Goldman Sachs Intraday Bear Flag
Dec 18, 2007: 11:33 PM CSTAs you may know, one of my most favorite chart patterns to trade recently is the bull/bear flag. Goldman Sachs (GS) presented one of the most beautiful and clear bear flags possible recently.
For a review, a bear flag occurs when there is a large momentum (price) move in one direction and then there is a shallow retracement (rise) against the initial impulse which occurs in a ‘channel’ on lower volume.
The best bear flags retrace back to the 20 period moving average, and it’s best to confirm them with a new momentum low in the bottom pane oscillator (both of which formed in this example).
While you can never predict the initial momentum impulse, you can trade its ‘ripples’ or after-effects, especially if there is a nice flag pattern that occurs after it.

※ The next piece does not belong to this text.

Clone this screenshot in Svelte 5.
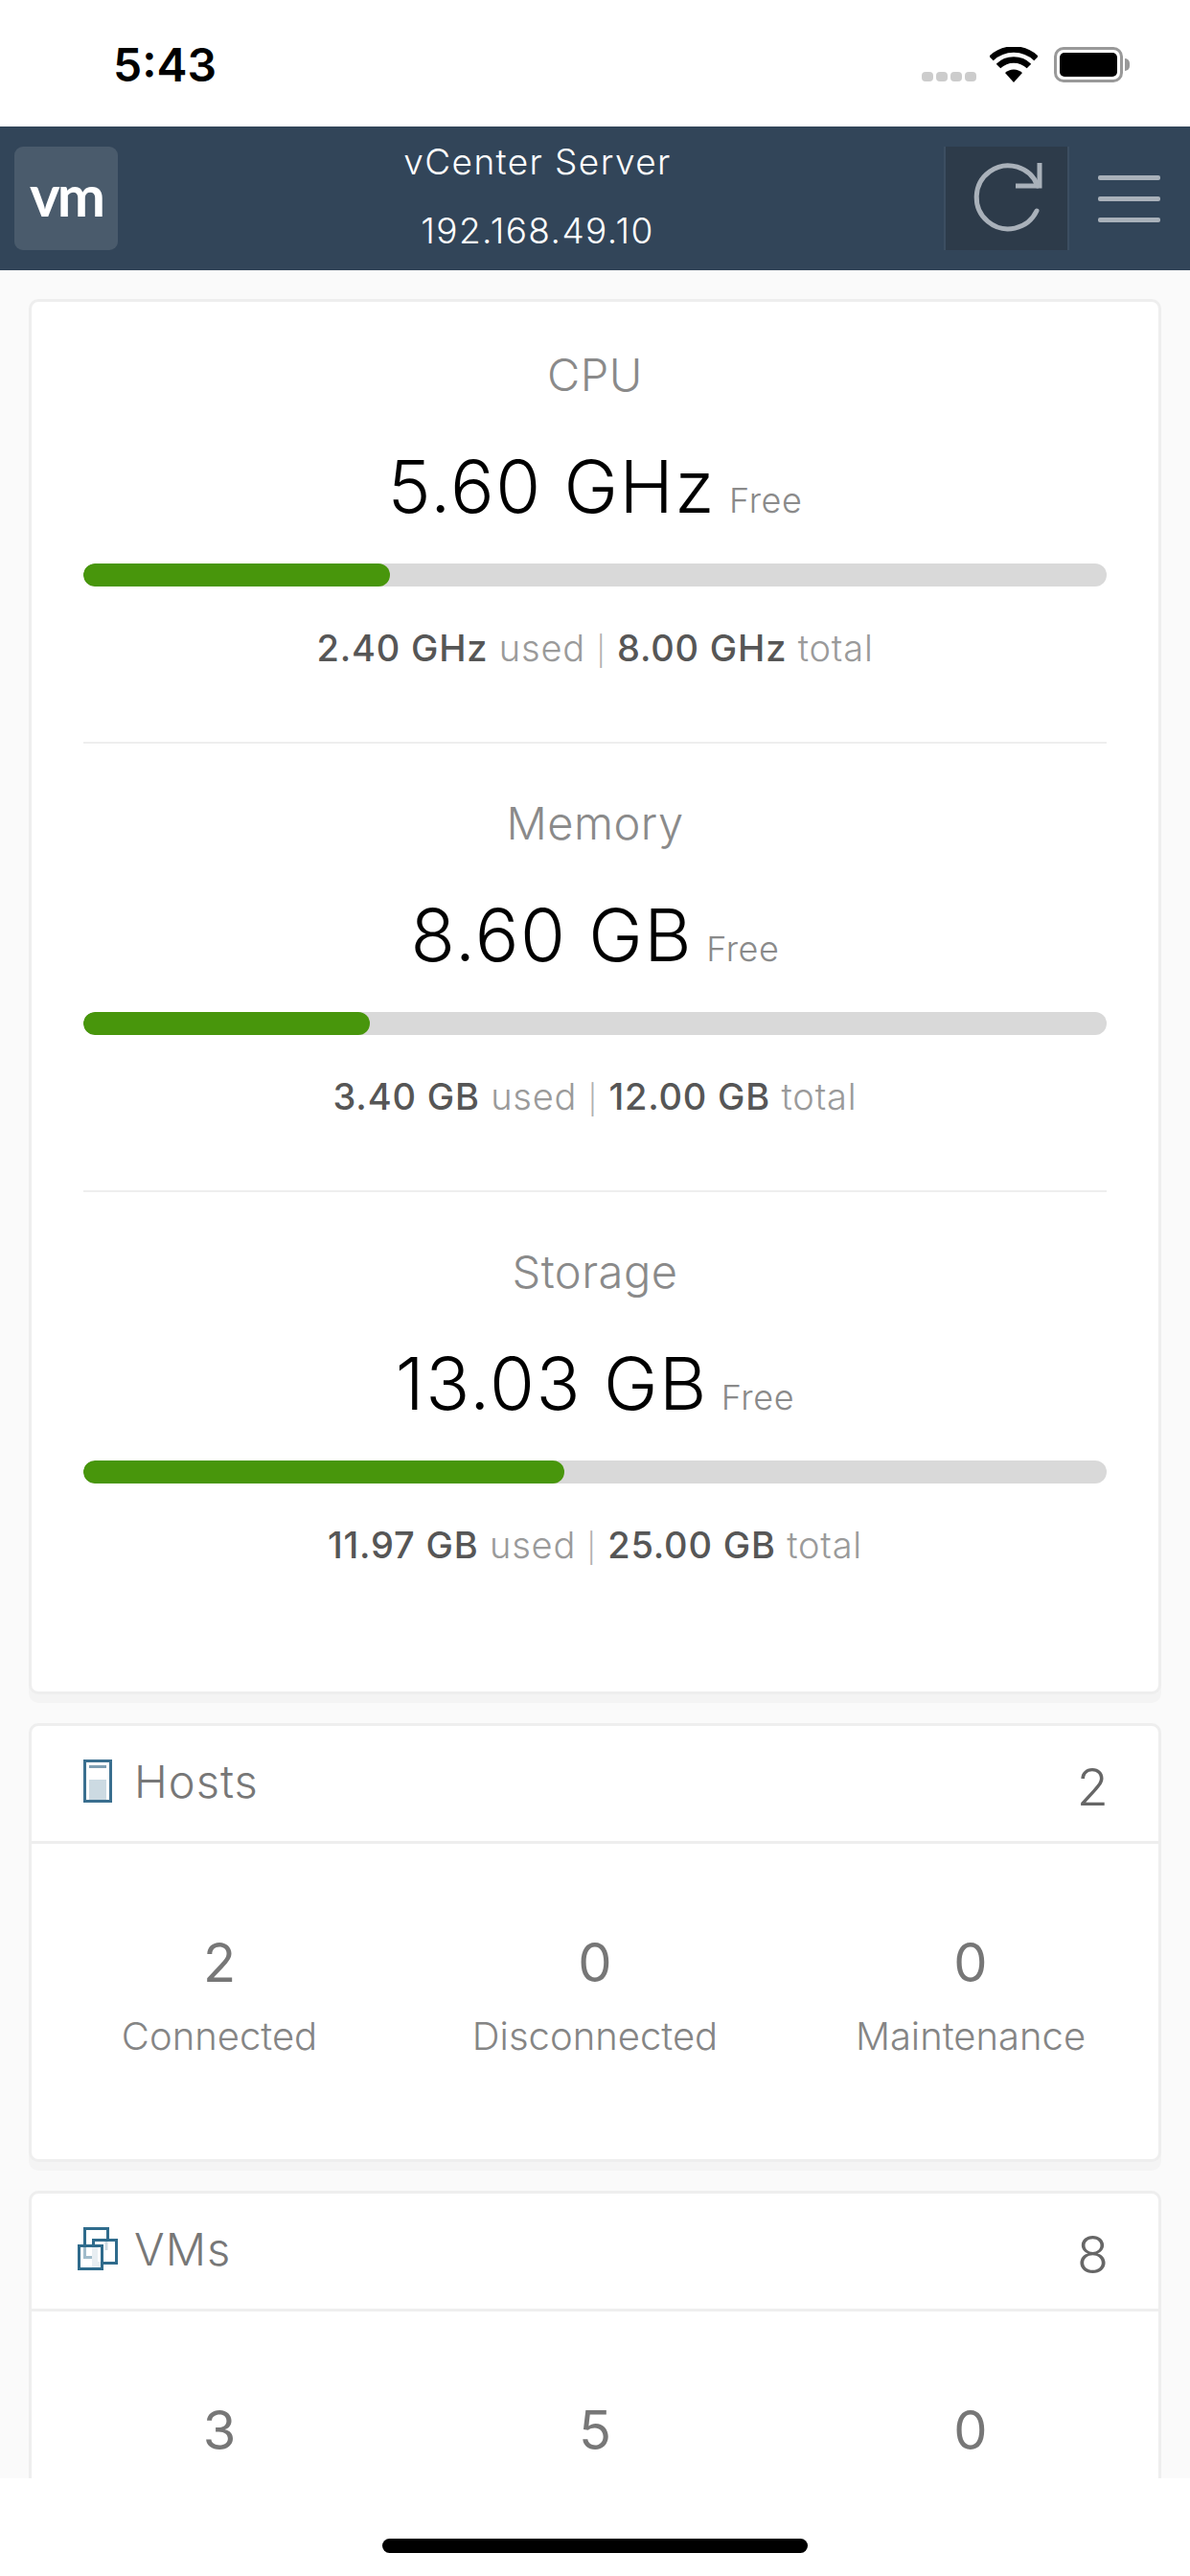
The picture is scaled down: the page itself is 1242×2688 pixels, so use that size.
<script>
    const meters = [
        { name: "CPU", free: "5.60 GHz", used: "2.40 GHz", total: "8.00 GHz", pct: 30 },
        { name: "Memory", free: "8.60 GB", used: "3.40 GB", total: "12.00 GB", pct: 28 },
        { name: "Storage", free: "13.03 GB", used: "11.97 GB", total: "25.00 GB", pct: 47 }
    ];

    const panels = [
        {
            kind: "hosts",
            title: "Hosts",
            count: 2,
            stats: [
                { value: 2, label: "Connected" },
                { value: 0, label: "Disconnected" },
                { value: 0, label: "Maintenance" }
            ]
        },
        {
            kind: "vms",
            title: "VMs",
            count: 8,
            // labels of this row are below the fold
            stats: [{ value: 3 }, { value: 5 }, { value: 0 }]
        }
    ];
</script>

<div class="phone">
    <div class="status">
        <span class="time">5:43</span>
        <div class="status-icons">
            <div class="dots"><i></i><i></i><i></i><i></i></div>
            <svg class="wifi" width="50" height="37" viewBox="0 0 50 37">
                <path d="M25 37 L16 27 A13 13 0 0 1 34 27 Z" fill="#000" />
                <path d="M9 20 A23 23 0 0 1 41 20" fill="none" stroke="#000" stroke-width="6.5" />
                <path d="M1.5 12 A34 34 0 0 1 48.5 12" fill="none" stroke="#000" stroke-width="6.5" />
            </svg>
            <div class="battery"><div class="charge"></div></div>
            <div class="nub"></div>
        </div>
    </div>

    <header class="topbar">
        <div class="logo">vm</div>
        <div class="title">
            <div>vCenter Server</div>
            <div>192.168.49.10</div>
        </div>
        <div class="refresh">
            <svg width="127" height="108" viewBox="0 0 127 108">
                <path d="M95 67 A33 33 0 1 1 96 41" fill="none" stroke="#a9b1ba" stroke-width="5" stroke-linecap="round" />
                <path d="M98 17 V41 H73" fill="none" stroke="#a9b1ba" stroke-width="5" />
            </svg>
        </div>
        <div class="menu"><i></i><i></i><i></i></div>
    </header>

    <main class="content">
        <section class="card usage">
            {#each meters as m}
                <div class="meter">
                    <div class="meter-name">{m.name}</div>
                    <div class="meter-free"><span>{m.free}</span><small>Free</small></div>
                    <div class="track"><div class="fill" style="width: {m.pct}%"></div></div>
                    <div class="meter-stats">
                        <b>{m.used}</b> used <span class="sep">|</span> <b>{m.total}</b> total
                    </div>
                </div>
            {/each}
        </section>

        {#each panels as p}
            <section class="card">
                <div class="card-head">
                    {#if p.kind === "hosts"}
                        <svg class="icon" width="42" height="45" viewBox="0 0 42 45">
                            <rect x="7.5" y="1.5" width="27" height="42" fill="#fff" stroke="#3a6f8f" stroke-width="3" />
                            <rect x="12" y="6" width="18" height="3" fill="#7f9fb3" />
                            <rect x="12" y="21" width="18" height="21" fill="#ccdae2" />
                        </svg>
                    {:else}
                        <svg class="icon" width="42" height="45" viewBox="0 0 42 45">
                            <rect x="7.5" y="1.5" width="24" height="30" fill="#fff" stroke="#2f6b8c" stroke-width="3" />
                            <rect x="16.5" y="13.5" width="24" height="24" fill="#fff" stroke="#2f6b8c" stroke-width="3" />
                            <path d="M30 15 V24" stroke="#ccdae2" stroke-width="3" fill="none" />
                            <path d="M18 21 V39 H24" stroke="#ccdae2" stroke-width="6" fill="none" />
                            <rect x="1.5" y="19.5" width="24" height="24" fill="#fff" fill-opacity="0.55" stroke="#2f6b8c" stroke-width="3" />
                        </svg>
                    {/if}
                    <span class="card-title">{p.title}</span>
                    <span class="card-count">{p.count}</span>
                </div>
                <div class="card-body">
                    {#each p.stats as s}
                        <div class="stat">
                            <div class="stat-value">{s.value}</div>
                            {#if s.label}
                                <div class="stat-label">{s.label}</div>
                            {/if}
                        </div>
                    {/each}
                </div>
            </section>
        {/each}
    </main>

    <div class="home"><div class="home-bar"></div></div>
</div>

<style>
    :global(body) {
        margin: 0;
        background: #fff;
    }

    .phone {
        width: 1242px;
        height: 2688px;
        display: flex;
        flex-direction: column;
        overflow: hidden;
        font-family: Inter, "Liberation Sans", sans-serif;
        font-weight: 300;
    }

    .status {
        height: 132px;
        flex: none;
        background: #fff;
        display: flex;
        justify-content: space-between;
        padding: 44px 63px 0 118px;
        box-sizing: border-box;
    }

    .time {
        font-size: 48px;
        line-height: 48px;
        font-weight: 600;
        color: #000;
    }

    .status-icons {
        display: flex;
        align-items: flex-start;
        height: 40px;
        padding-top: 5px;
    }

    .dots {
        display: flex;
        gap: 3px;
        margin-top: 26px;
        margin-right: 14px;
    }

    .dots i {
        width: 12px;
        height: 10px;
        border-radius: 4px;
        background: #cccccc;
    }

    .battery {
        width: 72px;
        height: 37px;
        margin-left: 17px;
        box-sizing: border-box;
        border: 3px solid #999;
        border-radius: 10px;
        padding: 3px;
    }

    .charge {
        height: 100%;
        background: #000;
        border-radius: 5px;
    }

    .nub {
        width: 5px;
        height: 13px;
        margin: 12px 0 0 2px;
        background: #999;
        border-radius: 0 5px 5px 0;
    }

    .topbar {
        height: 150px;
        flex: none;
        background: #324559;
        display: flex;
        align-items: center;
    }

    .logo {
        width: 108px;
        height: 108px;
        margin-left: 15px;
        flex: none;
        background: #4a5b6c;
        border-radius: 9px;
        color: #fff;
        font-family: Lato, sans-serif;
        font-weight: 700;
        font-size: 60px;
        line-height: 100px;
        letter-spacing: -3px;
        text-align: center;
    }

    .title {
        flex: none;
        width: 862px;
        box-sizing: border-box;
        padding: 0 0 4px 14px;
        color: #fff;
        font-size: 37px;
        line-height: 72px;
        letter-spacing: 1.4px;
        text-align: center;
    }

    .refresh {
        width: 131px;
        height: 108px;
        flex: none;
        background: #2d3b4a;
        box-sizing: border-box;
        border-left: 2px solid #3c4e61;
        border-right: 2px solid #3c4e61;
    }

    .refresh svg {
        display: block;
    }

    .menu {
        width: 65px;
        margin-left: 30px;
        display: flex;
        flex-direction: column;
        gap: 17px;
    }

    .menu i {
        height: 5px;
        border-radius: 2px;
        background: #a9b1ba;
    }

    .content {
        flex: 1;
        min-height: 0;
        overflow: hidden;
        background: #fafafa;
        padding: 30px 30px 0;
    }

    .card {
        background: #fff;
        border: 3px solid #eee;
        border-radius: 10px;
        box-shadow: 0 9px 0 #f4f4f4;
        margin-bottom: 30px;
    }

    .usage {
        padding: 0 54px 55px;
    }

    .meter {
        padding: 53px 0 73px;
        text-align: center;
        border-bottom: 2px solid #eee;
    }

    .meter:first-child {
        padding-top: 46px;
    }

    .meter:last-child {
        border-bottom: none;
    }

    .meter-name {
        font-size: 47px;
        line-height: 60px;
        letter-spacing: 0.5px;
        color: #8a8a8a;
    }

    .meter-free {
        margin-top: 41px;
        height: 90px;
        font-size: 76px;
        line-height: 90px;
        letter-spacing: 1.5px;
        color: #000;
    }

    .meter-free small {
        margin-left: 14px;
        font-size: 36px;
        line-height: 36px;
        letter-spacing: 0.6px;
        color: #8a8a8a;
    }

    .track {
        margin-top: 36px;
        height: 24px;
        border-radius: 12px;
        background: #d9d9d9;
        overflow: hidden;
    }

    .fill {
        height: 100%;
        border-radius: 12px;
        background: #48960c;
    }

    .meter-stats {
        margin-top: 39px;
        height: 50px;
        font-size: 38px;
        line-height: 50px;
        letter-spacing: 0.8px;
        color: #9a9a9a;
    }

    .meter-stats b {
        font-weight: 500;
        color: #565656;
    }

    .sep {
        font-size: 30px;
        color: #b0b0b0;
    }

    .card-head {
        height: 123px;
        box-sizing: border-box;
        padding: 0 52px 6px 48px;
        display: flex;
        align-items: center;
        border-bottom: 3px solid #eee;
    }

    .card-title {
        margin-left: 17px;
        font-size: 47px;
        letter-spacing: 1px;
        color: #777;
    }

    .card-count {
        margin-left: auto;
        padding-top: 12px;
        font-size: 54px;
        color: #666;
    }

    .card-body {
        display: grid;
        grid-template-columns: repeat(3, 1fr);
        padding: 94px 0 103px;
    }

    .stat {
        text-align: center;
    }

    .stat-value {
        font-size: 56px;
        line-height: 60px;
        font-weight: 400;
        color: #777;
    }

    .stat-label {
        margin-top: 22px;
        font-size: 40px;
        line-height: 50px;
        color: #858585;
    }

    .home {
        height: 102px;
        flex: none;
        background: #fff;
        display: flex;
        justify-content: center;
        padding-top: 63px;
        box-sizing: border-box;
    }

    .home-bar {
        width: 444px;
        height: 15px;
        border-radius: 8px;
        background: #000;
    }
</style>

With the principle “momentum precedes price,” we can expect an equal impulse in the same direction with similar or even equal magnitude as the first. The target is thus a “measured move” of the initial impulse.
As you can see above, Goldman Sachs (GS) printed this pattern exactly.
A nice Positive Momentum Divergence (in the oscillator) developed, signaling that you could have played for a win on the longside following the bear flag.
Nevertheless, when you see picture-perfect patterns, it’s best to print them and study them in your own way.